#tobyreads: Cities Gone Idiosyncratic

fiskadoro

Cross-country flights often give me a chance to work through the larger side of my to-read pile. That’s how I came to read John Berger’s Selected Essays and T.J. Binyon’s Pushkin in the last week and change. Jean-Jacques Rousseau’s The Confessions ended up on my radar through WORD’s Classics book group. Initially, this was going to be what this week’s column would be about: Weighty Tomes, door-stoppers; books with a size suitable for comment.

Instead, I’m going with novels. Weird, idiosyncratic ones. Because that’s where my head is right now. It’s likely that giant nonfiction works will be discussed next week, alongside some very svelte essays. But for now: all fiction, all the time.

To the extent that I have literary resolutions for 2014, one of them would be “read more Denis Johnson.” Though my own experience of reading Johnson’s books finds them getting under my skin for years at a time: it’s been over a decade since I read Already Dead, and bits of it are still creeping me out. So it might behoove me to revisit Fiskadoro, which I read on my flight home, in early 2015, to see what the cumulative effect of its presence in my subconscious will be.

And there’s plenty to haunt in here. Set in Florida at an unspecified point in the near future, Fiskadoro follows a small community in relative isolation, awaiting the point (possibly decades in the future) at which a quarantine will be lifted. That this is a post-nuclear-war scenario is one of the few overtly science-fictional details in the book, which largely concerns itself with death, mortality, and the preservation of culture. The closest thing to a protagonist here, Mr. Cheung, is attempting to keep an appreciation of classical music alive. And though this is ostensibly set decades from now, the 1960s and 70s suffuse this book, from the remembered song lyrics that certain people cite to Mr. Cheung’s grandmother’s memories of the Vietnam War. it’s a very particular view of the future that sits alongside unsettling cults and religious revivalists. One thing that Fiskadoro captures perfectly is the sense of being overwhelmed by the outside world’s forces, which runs through a number of permutations before this brief, surreal work reaches its end.

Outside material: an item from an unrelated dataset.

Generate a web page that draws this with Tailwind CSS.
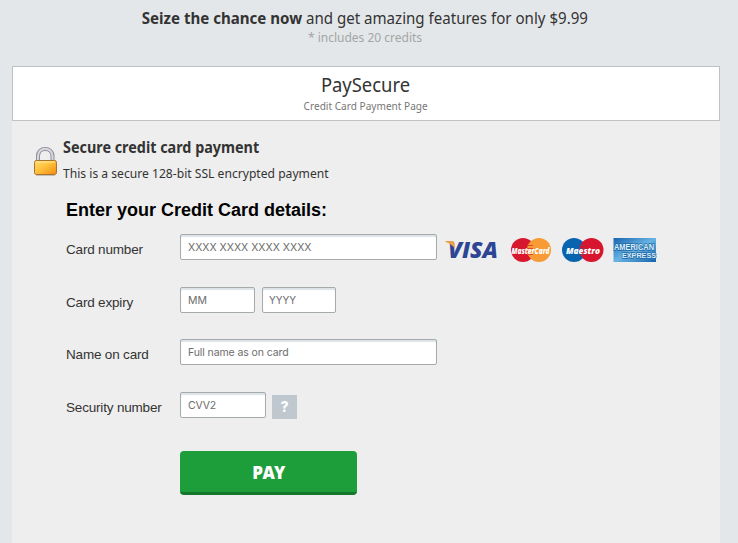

Disorientation can just as easily come from within. Helen Oyeyemi’s White is For Witching tells the story of a family living in Dover. It opens dizzyingly, structurally positing questions, with responses coming from a handful of narrators, one of whom doesn’t seem to be human. The book then jumps back in time, finding its central characters reeling from a death in the family. There’s an old house that looms large here, the family’s home for generations, now in use as a bed and breakfast. And there are…strange things happening, a sense of wrongness that gradually extends beyond the realm of realism.

Oyeyemi keeps the uncanny just out of the range of the easily explained; there is no single trauma that can be undone to make things better, just the horrific weight of historical ugliness enduring and leaving its impact on the present day. Oyeyemi also, occasionally, pivots her narrators; in the text, a word will appear centered, and suddenly the tone changes. Its a deeply jarring way of shifting narrators, which seems to be the desired effect. Oyeyemi uses disorientation to her advantage here; the effect is dizzying.

I’d had Philip Roth’s Sabbath’s Theater on my to-read shelf for a while now. Matthew Specktor’s essay on it from late 2012 was a significant impetus for my reading it, and it also goes into one of the central questions that arises when reading it. Mickey Sabbath, the novel’s protagonist, is…well, to call him “unlikable” would be understating matters significantly. I found myself cringing at some of his actions throughout the book; not only does he refuse any sort of redemption, but he actively lashes out at those that offer some sort of respite. Many of his actions in the book are reprehensible; at the same time, the downward spiral charted by the book is fascinating to read, with occasional moments of grace in between scenes of general turpitude. Add to that a fantastic first sentence and a pitch-perfect final one, and I’m left impressed.